▸ **SUPPLIED MATERIAL**:
>>>

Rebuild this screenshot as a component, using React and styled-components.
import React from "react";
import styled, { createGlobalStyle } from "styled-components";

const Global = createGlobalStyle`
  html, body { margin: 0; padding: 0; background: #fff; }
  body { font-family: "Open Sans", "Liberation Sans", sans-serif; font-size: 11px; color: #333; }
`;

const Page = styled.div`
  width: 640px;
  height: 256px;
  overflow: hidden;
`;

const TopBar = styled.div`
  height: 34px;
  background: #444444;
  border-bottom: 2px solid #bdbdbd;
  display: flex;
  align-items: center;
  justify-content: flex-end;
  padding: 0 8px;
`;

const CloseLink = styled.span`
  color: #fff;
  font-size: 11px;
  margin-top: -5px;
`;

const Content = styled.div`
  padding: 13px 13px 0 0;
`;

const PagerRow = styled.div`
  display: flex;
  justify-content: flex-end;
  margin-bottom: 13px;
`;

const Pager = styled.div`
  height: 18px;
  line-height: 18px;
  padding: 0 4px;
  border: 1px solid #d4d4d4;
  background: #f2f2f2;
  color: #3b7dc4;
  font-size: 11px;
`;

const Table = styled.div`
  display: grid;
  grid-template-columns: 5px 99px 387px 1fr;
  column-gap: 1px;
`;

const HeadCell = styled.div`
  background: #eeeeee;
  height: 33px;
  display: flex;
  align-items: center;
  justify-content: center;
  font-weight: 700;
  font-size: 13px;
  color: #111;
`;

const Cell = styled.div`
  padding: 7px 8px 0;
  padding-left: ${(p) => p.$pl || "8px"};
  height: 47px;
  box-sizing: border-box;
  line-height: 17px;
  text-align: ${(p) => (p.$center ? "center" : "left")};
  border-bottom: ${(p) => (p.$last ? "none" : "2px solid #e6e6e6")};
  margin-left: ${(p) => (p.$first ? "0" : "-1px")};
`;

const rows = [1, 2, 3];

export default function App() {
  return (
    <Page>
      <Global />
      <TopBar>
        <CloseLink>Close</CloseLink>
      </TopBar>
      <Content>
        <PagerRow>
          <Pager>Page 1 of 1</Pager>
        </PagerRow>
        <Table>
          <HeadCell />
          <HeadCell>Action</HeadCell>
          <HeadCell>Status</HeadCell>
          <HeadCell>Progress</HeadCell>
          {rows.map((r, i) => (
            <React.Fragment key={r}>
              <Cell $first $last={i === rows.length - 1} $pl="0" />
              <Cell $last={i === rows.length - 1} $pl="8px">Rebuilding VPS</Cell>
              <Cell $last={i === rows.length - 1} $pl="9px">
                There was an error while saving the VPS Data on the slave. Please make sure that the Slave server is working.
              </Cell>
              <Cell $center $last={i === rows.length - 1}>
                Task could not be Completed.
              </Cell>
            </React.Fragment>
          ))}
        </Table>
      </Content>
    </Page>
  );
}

<<<

▸ **EXERCISE**:
Retype all of the data shown above, word for word.

▸ **ANSWER TO THE TASK**:
Rebuild this screenshot as a component, using React and styled-components.
import React from "react";
import styled, { createGlobalStyle } from "styled-components";

const Global = createGlobalStyle`
  html, body { margin: 0; padding: 0; background: #fff; }
  body { font-family: "Open Sans", "Liberation Sans", sans-serif; font-size: 11px; color: #333; }
`;

const Page = styled.div`
  width: 640px;
  height: 256px;
  overflow: hidden;
`;

const TopBar = styled.div`
  height: 34px;
  background: #444444;
  border-bottom: 2px solid #bdbdbd;
  display: flex;
  align-items: center;
  justify-content: flex-end;
  padding: 0 8px;
`;

const CloseLink = styled.span`
  color: #fff;
  font-size: 11px;
  margin-top: -5px;
`;

const Content = styled.div`
  padding: 13px 13px 0 0;
`;

const PagerRow = styled.div`
  display: flex;
  justify-content: flex-end;
  margin-bottom: 13px;
`;

const Pager = styled.div`
  height: 18px;
  line-height: 18px;
  padding: 0 4px;
  border: 1px solid #d4d4d4;
  background: #f2f2f2;
  color: #3b7dc4;
  font-size: 11px;
`;

const Table = styled.div`
  display: grid;
  grid-template-columns: 5px 99px 387px 1fr;
  column-gap: 1px;
`;

const HeadCell = styled.div`
  background: #eeeeee;
  height: 33px;
  display: flex;
  align-items: center;
  justify-content: center;
  font-weight: 700;
  font-size: 13px;
  color: #111;
`;

const Cell = styled.div`
  padding: 7px 8px 0;
  padding-left: ${(p) => p.$pl || "8px"};
  height: 47px;
  box-sizing: border-box;
  line-height: 17px;
  text-align: ${(p) => (p.$center ? "center" : "left")};
  border-bottom: ${(p) => (p.$last ? "none" : "2px solid #e6e6e6")};
  margin-left: ${(p) => (p.$first ? "0" : "-1px")};
`;

const rows = [1, 2, 3];

export default function App() {
  return (
    <Page>
      <Global />
      <TopBar>
        <CloseLink>Close</CloseLink>
      </TopBar>
      <Content>
        <PagerRow>
          <Pager>Page 1 of 1</Pager>
        </PagerRow>
        <Table>
          <HeadCell />
          <HeadCell>Action</HeadCell>
          <HeadCell>Status</HeadCell>
          <HeadCell>Progress</HeadCell>
          {rows.map((r, i) => (
            <React.Fragment key={r}>
              <Cell $first $last={i === rows.length - 1} $pl="0" />
              <Cell $last={i === rows.length - 1} $pl="8px">Rebuilding VPS</Cell>
              <Cell $last={i === rows.length - 1} $pl="9px">
                There was an error while saving the VPS Data on the slave. Please make sure that the Slave server is working.
              </Cell>
              <Cell $center $last={i === rows.length - 1}>
                Task could not be Completed.
              </Cell>
            </React.Fragment>
          ))}
        </Table>
      </Content>
    </Page>
  );
}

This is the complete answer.